Telemetry allows teams to detect a problem, to formulate hypotheses about possible root causes of the problem, and to find solutions to address it. Telemetry helps detect contributing factors affecting a problem and its resolution.
Telemetry is created in development, testing, staging, and production environment. Organizations need to create and use telemetry across the DevOps pipeline as well. The telemetry program should be centralized, meaning that events, logs, and metrics collected from different stages of development and operations are transferred, stored, and aggregated to help analyze the system as a whole.
Events and logs are created and recorded at different layers, operating systems, database, business logic, application/user interface, and environment. Metrics need to be recorded and used at different levels: sales and transactions in the business level, response time, faults, transaction time at the application level, storage and disk usage, CPU load, network traffic at the infrastructure level. Other important metrics in the DevOps pipeline can include build status, change, and deployment and release frequencies, duration, environment status, idle time, build breakage, downtime, impact of defects, percent of automation, change success rate, time/cost per release, cost/frequency of outages in operations, on-call after business outs, MTTR (mean time to repair), and MTTD (mean time to detect).
Application libraries are necessary for teams to create, collect, and store events, logs, and metrics.
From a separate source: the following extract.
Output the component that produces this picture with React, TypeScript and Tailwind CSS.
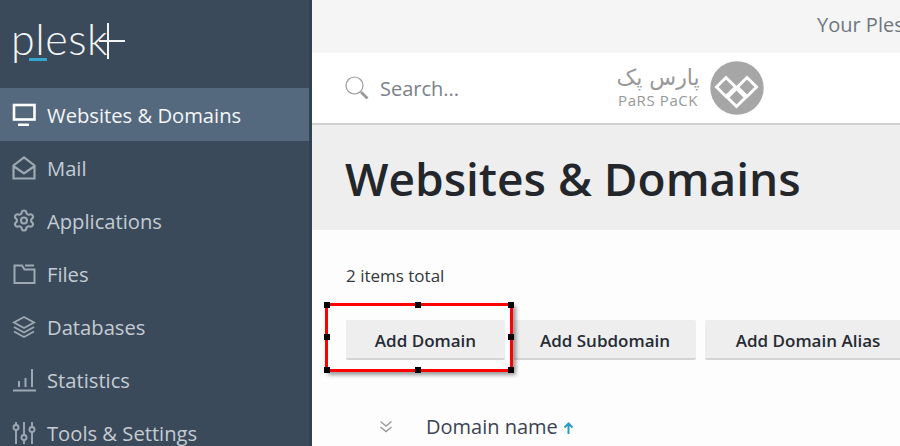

Tools are also important for visualizing, alerting, detecting trends, and other analytics capabilities. Learn more
Conclusion:
In today’s fast-paced IT environment, the need for frequent updates for applications has increased significantly, and as such often creating a tussle between developers and operational teams, thereby decreasing efficiency. DevOps bridges the gap between the software’s development and its real-world operation by changing the culture of the enterprise. We hope the three strategies above can equip you with substantial knowledge of DevOps and help you successfully implement DevOps culture in your organization.